La plage sera le théâtre d’un dernier épisode
cocasse avant notre départ. Nous y sommes accostés en français par un jeune mec
blond au corps agréablement dessiné. Nous ne lui avons jamais parlé auparavant
mais dissimulons notre surprise devant sa silhouette élancée. Qui ne nous est
d'ailleurs pas étrangère. Nous avions aperçu le profil virtuel de ce jeune
flamand en Belgique, échangeant même peut-être un message avec lui par le
passé, sans pour autant justifier cette façon directe de nous aborder. L'une ou
l'autre de ses remarques me fait rapidement comprendre l'erreur sur la (les)

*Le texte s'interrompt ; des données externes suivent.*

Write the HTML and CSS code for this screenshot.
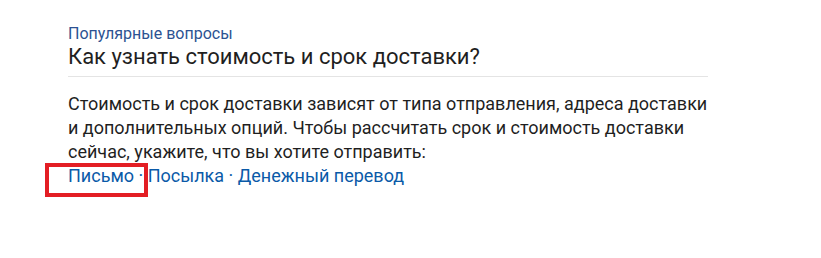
FILE: index.html
```html
<!DOCTYPE html>
<html lang="ru">
<head>
    <meta charset="UTF-8">
    <meta name="viewport" content="width=device-width, initial-scale=1.0">
    <title>Популярные вопросы</title>
    <link rel="stylesheet" href="styles.css">
</head>
<body>
<div class="faq">
    <div class="faq-label">Популярные вопросы</div>
    <h2 class="faq-title">Как узнать стоимость и срок доставки?</h2>
    <p class="faq-text">Стоимость и срок доставки зависят от типа отправления, адреса доставки и дополнительных опций. Чтобы рассчитать срок и стоимость доставки сейчас, укажите, что вы хотите отправить:</p>
    <div class="faq-links">
        <span class="highlight-box"></span>
        <a href="#">Письмо</a> · <a href="#">Посылка</a> · <a href="#">Денежный перевод</a>
    </div>
</div>
</body>
</html>
```

FILE: styles.css
```css
body {
    font-family: Roboto, 'Liberation Sans', sans-serif;
    background-color: #ffffff;
    margin: 0;
    padding: 0;
    min-height: 258px;
}
.faq {
    width: 640px;
    margin-left: 68px;
    padding-top: 24px;
    padding-bottom: 60px;
    color: #1f1f1f;
}
.faq-label {
    font-size: 16px;
    line-height: 19px;
    color: #2c5292;
}
.faq-title {
    margin: 0;
    font-size: 22px;
    font-weight: normal;
    line-height: 28px;
    padding-bottom: 5px;
    border-bottom: 1px solid #e4e4e4;
}
.faq-text {
    margin: 15px 0 0;
    font-size: 18px;
    line-height: 24px;
}
.faq-links {
    position: relative;
    font-size: 18px;
    line-height: 24px;
    color: #0a5aa8;
}
.faq-links a {
    color: #0a5aa8;
    text-decoration: none;
}
.highlight-box {
    position: absolute;
    left: -23px;
    top: -1px;
    width: 95px;
    height: 26px;
    border: 4px solid #e31e24;
}
```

personne(s) et un éclaircissement s'impose bientôt. Nous apprenons qu'il
pensait parler à un couple parisien nous ressemblant (diantre, ils seraient
contents de constater que leur ami ne les reconnaît même pas, un vrai
physionomiste!), et finit par affirmer nous reconnaître désormais. Installé
auprès de nous, il finira par y rester jusqu'a son départ. Une rencontre des
plus étranges a priori mais qui revêt au cours de ces vacances un habit de
légèreté plutôt commun, rendant possible toutes les extravagances bienfaitrices.
La fin
du voyage approche irrémédiablement, laissant bientôt seulement une peau bronzée,
quelques souvenirs et e-mails, un souffle de vie et des instants de liberté
comme le quotidien nous en réserve trop peu, happés que nous sommes dans un
rythme qui nous dépasse trop souvent. L'évasion a un prix (d'autant plus fort lorsqu’on
doit rechercher sa voiture à la fourrière - Barcelone en voiture, plus jamais!).
Le travail m'appelle déjà, l'oeil rivé sur d'autres explorations.